Com a proibição de doações empresariais nas eleições, os políticos se mobilizam para viabilizar suas campanhas eleitorais e novas formas de financiamento já serão possíveis em 2018. Para levantar mais recursos, os candidatos poderão receber doações de pessoas físicas em seus sites ou arrecadar recursos de financiamento coletivo via crowdfunding, a chamada “vaquinha virtual”. A ideia consta na proposta de reforma política que está em discussão no Congresso Nacional.
As doações até três salários mínimos não devem ser divulgadas para preservar a privacidade do doador e há previsão de que mesmo doações superiores a esse valor também fiquem ocultas, embora o relator da reforma política tenha informalmente recuado dessa proposta na quinta-feira (17). O texto não traz, no entanto, instruções sobre como fiscalizar esse tipo de financiamento. As doações são limitadas a 10 salários mínimos ou 10% da renda anual do ano anterior ao pleito, o que for menor.
O ministro Gilmar Mendes, membro do Supremo Tribunal Federal e presidente Tribunal Superior Eleitoral, afirmou que essas mudanças poderiam levar a um “laranjal”. A referência é ao uso de laranjas com a falsificação de Cadastros de Pessoas Físicas (CPFs) no financiamento.
“Sabemos que pode haver aquele trabalho de formiguinha, de repetição. O caixa 2 disfarçado, de grupos que podem separar recursos e distribuir para aquilo que a gente já chamou de multiplicação de laranjas, o ‘laranjal’”, afirmou.
O uso de laranjas poderia ocorrer por candidatos ricos que tentariam financiar a própria campanha ou por grupos de poder econômico alto (empresariais ou não) que queiram elevar as chances de um candidato de seu interesse com uma maior arrecadação para campanhas, a exemplo do que aconteceu nas últimas eleições.
Seguro ou não?
Mas até que ponto esses modelos são seguros ou podem ser usados como novos meios de burlar as leis?
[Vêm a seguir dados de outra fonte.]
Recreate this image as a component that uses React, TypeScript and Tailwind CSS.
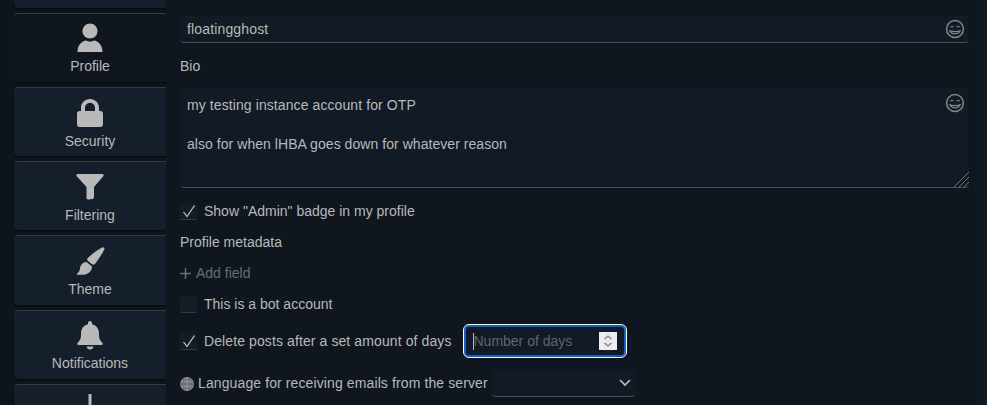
import type { ReactNode } from "react";

const icon = "w-[34px] h-[32px] fill-[#b9b9ba]";

function Tab({ children, label, active }: { children?: ReactNode; label?: string; active?: boolean }) {
  return (
    <div className={`h-[69.25px] shrink-0 rounded-l-[4px] border-t border-t-[#353c45] flex flex-col items-center pt-[7px] shadow-[0_1px_1px_#070b0f] ${active ? "bg-[#0f161e]" : "bg-[#151e2b]"}`}>
      {children}
      {label && <div className="mt-[5.7px] text-[14px] leading-[16px] text-[#b9b9ba]">{label}</div>}
    </div>
  );
}

function Check({ checked }: { checked?: boolean }) {
  return (
    <span className="w-[17px] h-[17px] shrink-0 rounded-[2px] bg-[#151c28] border-b border-b-[#353c45] flex items-center justify-center">
      {checked && (
        <svg width="14" height="14" viewBox="0 0 14 14" fill="none" stroke="#c8c8c9" strokeWidth="1.2">
          <path d="M1.5 8 L5 12.5 L12.5 1.5" />
        </svg>
      )}
    </span>
  );
}

function Smile() {
  return (
    <svg width="20" height="20" viewBox="0 0 20 20" fill="none" stroke="#85888c" strokeWidth="1.5">
      <circle cx="10" cy="10" r="8.4" />
      <path d="M4.8 11.8 C6.5 15.8 13.5 15.8 15.2 11.8 C13 12.9 7 12.9 4.8 11.8 Z" strokeWidth="1.1" />
      <path d="M5.5 8.3 C6 6.8 7.9 6.8 8.4 8.3 M11.6 8.3 C12.1 6.8 14 6.8 14.5 8.3" strokeWidth="1.1" />
    </svg>
  );
}

function Globe() {
  return (
    <svg className="mr-[4px]" width="14" height="14" viewBox="0 0 14 14" fill="none" stroke="#808387" strokeWidth="1.1">
      <circle cx="7" cy="7" r="6.4" fill="#5f6367" />
      <ellipse cx="7" cy="7" rx="3" ry="6.4" />
      <path d="M1 4.8 H13 M1 9.2 H13 M7 0.6 V13.4" stroke="#9a9da1" />
    </svg>
  );
}

export default function App() {
  return (
    <div className="w-[987px] h-[405px] overflow-hidden flex bg-[#0f161e] text-[14px] text-[#b9b9ba] font-['Liberation_Sans',Arial,sans-serif]">
      <div className="w-[166px] shrink-0 self-start h-[520px] bg-[#0d141b] pl-[14px] flex flex-col gap-[5px] mt-[-61.6px]">
        <Tab />
        <Tab active label="Profile">
          <svg className={icon} viewBox="0 0 34 32"><circle cx="17" cy="10" r="7.6" /><path d="M4.5 31 C4.5 24 9 20 13 19.6 C15.5 21 18.5 21 21 19.6 C25 20 29.5 24 29.5 31 Z" /></svg>
        </Tab>
        <Tab label="Security">
          <svg className={icon} viewBox="0 0 34 32"><path transform="translate(0 2)" fillRule="evenodd" d="M8 14 V11 C8 5.5 12 2 17 2 C22 2 26 5.5 26 11 V14 H27.5 C28.9 14 30 15.1 30 16.5 V27.5 C30 28.9 28.9 30 27.5 30 H6.5 C5.1 30 4 28.9 4 27.5 V16.5 C4 15.1 5.1 14 6.5 14 Z M12 14 H22 V11 C22 7.8 19.8 6 17 6 C14.2 6 12 7.8 12 11 Z" /></svg>
        </Tab>
        <Tab label="Filtering">
          <svg className={icon} viewBox="0 0 34 32"><path transform="translate(0 3)" d="M3.5 4 C3 3 3.6 2 4.6 2 H29.4 C30.4 2 31 3 30.5 4 L21 15 V25 C21 26 20.5 26.5 19.8 27 L15.5 27.5 C14.6 27.6 13.5 27 13.5 26 V15 Z" /></svg>
        </Tab>
        <Tab label="Theme">
          <svg className={icon} viewBox="0 0 34 32"><path transform="translate(0 2)" d="M29 2.5 C30.5 1.5 32 3 31.3 4.6 C28.5 10 25.5 14.5 22 19 C21 20 19.5 19.8 18 18.6 L14.8 15.8 C14 15 14 14 14.8 13 C18.5 9.5 23.5 5.5 29 2.5 Z M13.5 17 L19 21.5 C19 26 15 29.5 10.5 29.7 H4.5 C3.6 29.7 3.6 28.9 4.2 28.5 C5.8 27.4 6.8 25.5 7 23.2 C7.5 19.5 10 17.2 13.5 17 Z" /></svg>
        </Tab>
        <Tab label="Notifications">
          <svg className={icon} viewBox="0 0 34 32"><path transform="translate(0 2)" d="M17 1 C18.3 1 19 2 19 3 V4.2 C23.6 5.2 26 9 26 13.5 V16 C26 19 27.8 21 29.5 23 C30.2 24 29.6 25 28.5 25 H5.5 C4.4 25 3.8 24 4.5 23 C6.2 21 8 19 8 16 V13.5 C8 9 10.4 5.2 15 4.2 V3 C15 2 15.7 1 17 1 Z M13.5 26.5 H20.5 C20.2 28.2 18.8 29.5 17 29.5 C15.2 29.5 13.8 28.2 13.5 26.5 Z" /></svg>
        </Tab>
        <Tab>
          <svg className={icon} viewBox="0 0 34 32"><path d="M15.5 2 H18.5 V30 H15.5 Z" /></svg>
        </Tab>
      </div>
      <div className="flex-1 pl-[14px] pr-[14px] pt-[15px] flex flex-col items-start">
        <div className="relative w-full h-[28px] rounded-[4px] bg-[#111a25] border-b border-b-[#4b5058] shadow-[0_0_1px_#070b0f] flex items-center justify-between pl-[7px] pr-[4px]">
          <span className="leading-[28px] tracking-[0.15px]">floatingghost</span>
          <Smile />
        </div>
        <div className="mt-[15px] leading-[16px]">Bio</div>
        <div className="relative mt-[14px] w-full h-[100px] rounded-[4px] bg-[#111a25] border-b border-b-[#4b5058] shadow-[0_0_1px_#070b0f] px-[7px] pt-[8px] leading-[19.5px]">
          <div className="tracking-[0.09px]">my testing instance account for OTP</div>
          <div className="mt-[19.5px] tracking-[0.05px]">also for when lHBA goes down for whatever reason</div>
          <span className="absolute top-[5px] right-[4px] flex"><Smile /></span>
          <svg className="absolute right-0 bottom-0" width="15" height="15" viewBox="0 0 15 15" stroke="#6d7076" strokeWidth="1">
            <path d="M0 15 L15 0 M5 15 L15 5 M10 15 L15 10" />
          </svg>
        </div>
        <label className="mt-[15px] flex items-center gap-[7px] h-[17px]"><Check checked /><span>Show "Admin" badge in my profile</span></label>
        <div className="mt-[14px] leading-[16px]">Profile metadata</div>
        <div className="mt-[15px] h-[16px] flex items-center gap-[5px] text-[#6b6e73]">
          <svg width="11" height="11" viewBox="0 0 11 11" stroke="#6b6e73" strokeWidth="1.5"><path d="M5.5 0 V11 M0 5.5 H11" /></svg>
          <span>Add field</span>
        </div>
        <label className="mt-[15px] flex items-center gap-[7px] h-[17px]"><Check /><span>This is a bot account</span></label>
        <div className="mt-[12px] flex items-center h-[32px]">
          <label className="flex items-center gap-[7px]"><Check checked /><span className="tracking-[0.1px]">Delete posts after a set amount of days</span></label>
          <div className="ml-[13px] w-[162px] h-[32px] rounded-[5px] border-2 border-[#0f62d6] outline outline-1 outline-white flex items-center bg-[#111a25] pl-[7px] pr-[7px]">
            <span className="w-px h-[17px] bg-[#b9b9ba] mr-[-1px]" />
            <span className="text-[#62666c] flex-1">Number of days</span>
            <span className="w-[18px] h-[18px] bg-[#ececf0] flex flex-col items-center justify-center">
              <svg width="10" height="14" viewBox="0 0 10 14" fill="none" stroke="#7a7a80" strokeWidth="1.3"><path d="M1.5 5 L5 2 L8.5 5 M1.5 9 L5 12 L8.5 9" /></svg>
            </span>
          </div>
        </div>
        <div className="mt-[13px] flex items-center h-[27px]">
          <Globe />
          <span className="tracking-[0.11px]">Language for receiving emails from the server</span>
          <div className="relative ml-[4px] w-[143px] h-[27px] rounded-[4px] bg-[#111a25] border-b border-b-[#4b5058]">
            <svg className="absolute right-[4px] top-[9px]" width="12" height="8" viewBox="0 0 12 8" fill="none" stroke="#b9b9ba" strokeWidth="1.7"><path d="M1 1 L6 6 L11 1" /></svg>
          </div>
        </div>
      </div>
      <div className="w-[4px] shrink-0 bg-[#111b26]" />
    </div>
  );
}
O professor da FGV Direito Rio, Michael Mohallem, explica que, embora esse risco exista, os benefícios das novas plataformas de financiamento se sobrepõem a ele. “O medo de se ter laranjas não pode imobilizar a iniciativa. Teria de convencer muita gente a ficar calada e o volume teria de ser grande porque são valores pequenos. Para que esse processo causasse um impacto negativo relevante seria preciso mover muita gente para fazer um estrago”.
Para Mohallem, a fragilidade dessa modalidade não chega ser uma brecha da legislação porque é natural que próximo das eleições a Justiça Eleitoral determine uma série de medidas de segurança.
O professor da FGV-Rio também afirmou que os sites responsáveis por gerenciar essas vaquinhas virtuais já preveem mecanismos de segurança. Para doar a pessoa deverá informar nome e CPF e esses dados deverão ser enviados aos órgãos de fiscalização da Justiça eleitoral. E há o risco do uso de CPFs de pessoas mortas. Ele defende que no futuro a Receita Federal cruze esses dados com os das eleições para verificar possíveis disparidades que apontariam usos de laranja.
“Estamos caminhando para esse processo. É um problema facilmente resolvível com tecnologia simples”, disse Mohallem. “Nenhuma opção de financiamento é perfeita, mas vale a pena porque têm vários lados positivos.”
Mohallem defende esse modelo de financiamento coletivo. Por meio do financiamento coletivo, disparidades entre grandes e pequenos partidos poderiam ser atenuadas e eleitores poderão apoiar financeiramente causas que acredita, pois poderão ser criadas vaquinhas por tema como da bancada de ambientalistas ou de mulheres ou de negros, etc.
Risco é grande
Para o advogado Vinicius Carneiro, autor do livro “Dinheiro da Multidão: oportunidades x burocracia no crowdfunding nacional”, os riscos de utilizar laranjas é muito grande. “Caso a Câmara crie alguma legislação nesse sentido, terá que prever diversos controles que impeçam justamente políticos mal intencionados em utilizar as plataformas de arrecadação para distorcer a origem dos fundos”, defendeu.
Carneiro ressalta que a grande maioria de eleitores ainda não é familiarizada com os meios tecnológicos de maneira a utilizá-los corretamente. Isto, em sua opinião, possibilita que partidos e candidatos “direcionem” a forma como essas doações podem ocorrer. “Temos que tomar muito cuidado para que uma propaganda digital não seja distorcida a ponto de não deixar claro ao eleitor que aquela doação está indo para aquele candidato, em uma determinada situação, e que essa doação precisa ser declarada”, explicou.
O advogado disse ainda que muitas pessoas já deixam de fazer doações a partidos ou políticos porque precisam declarar isso no Imposto de Renda e que isso não será diferente com as plataformas digitais de financiamento de campanha.